Growing up we learn to relate to friends, family members and colleagues but rarely do we nowadays have suitable role models to learn 'healthy intimate relating' from. In couples therapy partners can learn what makes a relationship satisfying and where they can enhance theirs.
Feeling at ease with your therapist
It is important that you as a couple feel comfortable with your therapist, be it a woman, a man or a 'therapy couple'. Give your therapist a few sessions to feel whether there is a good fit between you, your partner and the way the therapist works with you.
What to expect
In couples therapy counsellors, coaches and therapists traditionally follow different theories. What you can expect is that your therapist will ask about your relationship history to understand how you came together as a couple and what your challenges have been along the way. They will also take your personal history including some details about your family of origin to see whether there are patterns in your family history that are repeating themselves.
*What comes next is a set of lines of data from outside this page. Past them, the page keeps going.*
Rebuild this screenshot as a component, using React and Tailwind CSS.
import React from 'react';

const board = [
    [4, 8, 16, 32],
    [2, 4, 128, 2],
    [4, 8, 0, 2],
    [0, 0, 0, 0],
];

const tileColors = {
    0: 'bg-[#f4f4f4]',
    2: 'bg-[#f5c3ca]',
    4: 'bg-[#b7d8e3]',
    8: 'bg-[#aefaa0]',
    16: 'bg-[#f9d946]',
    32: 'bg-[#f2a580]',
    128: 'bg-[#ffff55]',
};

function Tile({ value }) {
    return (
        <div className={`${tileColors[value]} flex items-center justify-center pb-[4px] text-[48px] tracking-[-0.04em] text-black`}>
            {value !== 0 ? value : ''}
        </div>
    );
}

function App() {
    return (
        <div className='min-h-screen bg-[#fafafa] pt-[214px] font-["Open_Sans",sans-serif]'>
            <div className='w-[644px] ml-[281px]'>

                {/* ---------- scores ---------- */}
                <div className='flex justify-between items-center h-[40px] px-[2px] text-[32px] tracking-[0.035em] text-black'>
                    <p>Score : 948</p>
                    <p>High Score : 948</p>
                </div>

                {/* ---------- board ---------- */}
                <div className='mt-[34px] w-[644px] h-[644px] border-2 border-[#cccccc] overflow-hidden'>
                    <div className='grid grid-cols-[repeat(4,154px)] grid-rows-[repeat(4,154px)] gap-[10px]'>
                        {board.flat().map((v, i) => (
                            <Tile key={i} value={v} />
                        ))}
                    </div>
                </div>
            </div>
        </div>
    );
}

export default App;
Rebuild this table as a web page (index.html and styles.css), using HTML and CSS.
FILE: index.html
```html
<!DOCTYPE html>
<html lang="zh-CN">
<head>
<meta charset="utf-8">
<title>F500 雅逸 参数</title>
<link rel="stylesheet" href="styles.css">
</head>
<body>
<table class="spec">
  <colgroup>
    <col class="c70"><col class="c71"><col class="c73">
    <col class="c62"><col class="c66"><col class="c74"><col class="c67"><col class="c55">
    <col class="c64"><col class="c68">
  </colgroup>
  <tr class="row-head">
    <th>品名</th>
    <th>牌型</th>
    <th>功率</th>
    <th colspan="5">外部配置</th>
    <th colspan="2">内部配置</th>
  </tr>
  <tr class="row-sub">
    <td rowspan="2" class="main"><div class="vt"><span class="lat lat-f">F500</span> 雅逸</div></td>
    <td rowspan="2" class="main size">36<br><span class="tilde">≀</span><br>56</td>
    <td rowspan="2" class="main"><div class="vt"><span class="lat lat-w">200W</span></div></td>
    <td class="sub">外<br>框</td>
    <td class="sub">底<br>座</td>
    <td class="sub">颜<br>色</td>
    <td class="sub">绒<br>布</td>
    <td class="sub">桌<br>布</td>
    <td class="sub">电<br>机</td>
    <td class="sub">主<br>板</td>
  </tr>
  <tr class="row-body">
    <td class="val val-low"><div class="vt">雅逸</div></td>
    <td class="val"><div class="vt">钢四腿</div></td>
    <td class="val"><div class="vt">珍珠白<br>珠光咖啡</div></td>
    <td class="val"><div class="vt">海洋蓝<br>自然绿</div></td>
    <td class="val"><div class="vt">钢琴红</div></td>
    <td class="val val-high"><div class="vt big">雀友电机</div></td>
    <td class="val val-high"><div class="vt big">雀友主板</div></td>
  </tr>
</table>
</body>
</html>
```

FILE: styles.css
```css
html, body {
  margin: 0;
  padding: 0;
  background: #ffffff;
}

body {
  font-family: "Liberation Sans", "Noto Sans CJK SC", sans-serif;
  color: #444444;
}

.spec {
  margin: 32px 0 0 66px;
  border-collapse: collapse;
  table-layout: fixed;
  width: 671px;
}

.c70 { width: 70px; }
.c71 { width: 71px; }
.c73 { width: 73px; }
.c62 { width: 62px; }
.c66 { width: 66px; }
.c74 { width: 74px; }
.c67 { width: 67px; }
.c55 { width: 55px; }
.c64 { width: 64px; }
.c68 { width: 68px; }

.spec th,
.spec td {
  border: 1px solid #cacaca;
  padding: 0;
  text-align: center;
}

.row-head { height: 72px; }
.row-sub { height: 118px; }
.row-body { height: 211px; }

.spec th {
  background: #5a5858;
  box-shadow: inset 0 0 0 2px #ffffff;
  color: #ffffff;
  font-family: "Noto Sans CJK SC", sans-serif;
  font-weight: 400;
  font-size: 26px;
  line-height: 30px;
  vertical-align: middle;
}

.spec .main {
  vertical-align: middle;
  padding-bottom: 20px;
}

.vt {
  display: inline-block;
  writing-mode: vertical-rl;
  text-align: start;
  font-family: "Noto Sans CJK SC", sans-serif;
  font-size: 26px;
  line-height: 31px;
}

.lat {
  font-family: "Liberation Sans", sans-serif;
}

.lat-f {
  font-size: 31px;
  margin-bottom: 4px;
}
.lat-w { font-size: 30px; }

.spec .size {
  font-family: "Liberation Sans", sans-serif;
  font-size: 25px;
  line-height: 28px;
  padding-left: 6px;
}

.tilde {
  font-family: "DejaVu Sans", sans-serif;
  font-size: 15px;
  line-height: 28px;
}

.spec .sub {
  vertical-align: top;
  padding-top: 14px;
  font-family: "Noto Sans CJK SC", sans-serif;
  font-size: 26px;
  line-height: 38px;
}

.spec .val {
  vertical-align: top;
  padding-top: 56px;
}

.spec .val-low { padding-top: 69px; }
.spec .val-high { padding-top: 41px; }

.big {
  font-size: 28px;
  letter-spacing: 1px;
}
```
Individual sessions - couples session
Personally I have found that a mixture of couples and individual sessions works best. In all couples issues there are potentially hidden personal challenges that are triggered by the partner. These personal issues come up as an invitation to be dealt with and it sometimes is better for the individual to work through them in their own time and space.
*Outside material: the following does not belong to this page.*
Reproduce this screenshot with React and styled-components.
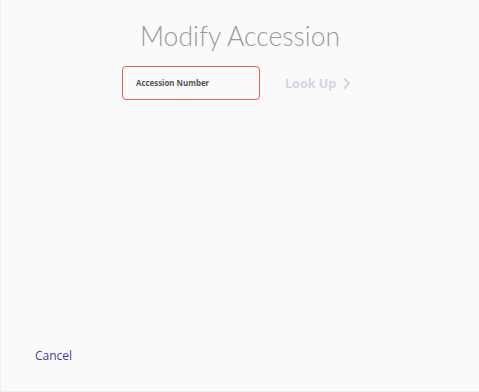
import React from "react";
import styled, { createGlobalStyle } from "styled-components";

const Global = createGlobalStyle`
  html, body { margin: 0; padding: 0; background: #fafafa; }
  body { font-family: "Open Sans", "Noto Sans", sans-serif; }
  * { box-sizing: border-box; }
`;

const Page = styled.div`
  width: 479px;
  height: 392px;
  background: #fafafa;
  border-left: 1px solid #f0f0f0;
  border-bottom: 1px solid #f0f0f0;
  display: flex;
  flex-direction: column;
`;

const Title = styled.h1`
  margin: 18px 0 0;
  text-align: center;
  font-family: "Lato", "Open Sans", sans-serif;
  font-weight: 300;
  font-size: 26.5px;
  line-height: 36px;
  color: #9a9a9a;
`;

const SearchRow = styled.div`
  display: flex;
  align-items: center;
  margin: 12px 0 0 121px;
  gap: 25px;
`;

const Field = styled.label`
  width: 138px;
  height: 34px;
  border: 1px solid #f2575c;
  border-radius: 4px;
  display: flex;
  align-items: center;
  padding-left: 13px;
  font-family: "Open Sans", sans-serif;
  font-weight: 700;
  font-size: 7.9px;
  color: #555;
`;

const LookUp = styled.button`
  border: none;
  background: none;
  padding: 0;
  display: flex;
  align-items: center;
  gap: 6px;
  font-family: "Open Sans", sans-serif;
  font-weight: 700;
  font-size: 12.6px;
  color: #d6d2ea;
  cursor: pointer;
`;

const Spacer = styled.div`
  flex: 1;
`;

const CancelButton = styled.button`
  align-self: flex-start;
  margin: 0 0 27px 34px;
  border: none;
  background: none;
  padding: 0;
  font-family: "Open Sans", sans-serif;
  font-size: 12px;
  color: #4a3aa0;
  cursor: pointer;
`;

export default function App() {
  return (
    <>
      <Global />
      <Page>
        <Title>Modify Accession</Title>
        <SearchRow>
          <Field>Accession Number</Field>
          <LookUp>
            Look Up
            <svg width="9" height="13" viewBox="0 0 9 13">
              <path d="M2 1.5 L7 6.5 L2 11.5" fill="none" stroke="#d6d2ea" strokeWidth="2" />
            </svg>
          </LookUp>
        </SearchRow>
        <Spacer />
        <CancelButton>Cancel</CancelButton>
      </Page>
    </>
  );
}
In couples session I have found that couples learn to better listen to their partner when they are asked to listen first and then speak, rather than to react immediately. This structure often helps them to be able to fully express themselves within the safe environment of the therapy and on the other side to actively listen with patience and keep reactivity low.
Use your therapist wisely
As a couples therapist I suggest to my clients that they want to use my time wisely. They do not need to come into therapy to pay me to watch them have the same fights as they have at home. This time is better used to think about the underlying reasons and mechanism that lead to the fighting. Refer to my other article 'Couples Therapy - It Can Save Your Relationship!' for more information.
Ask for professional help
If you have been wondering if couples therapy is for you then give it a try. When emotions run high reactivity is almost unavoidable. Sometimes all your efforts might not be enough to change the patterns you and your partner have gotten yourself into. If you have not yet found the courage to ask for help it is time to do it now.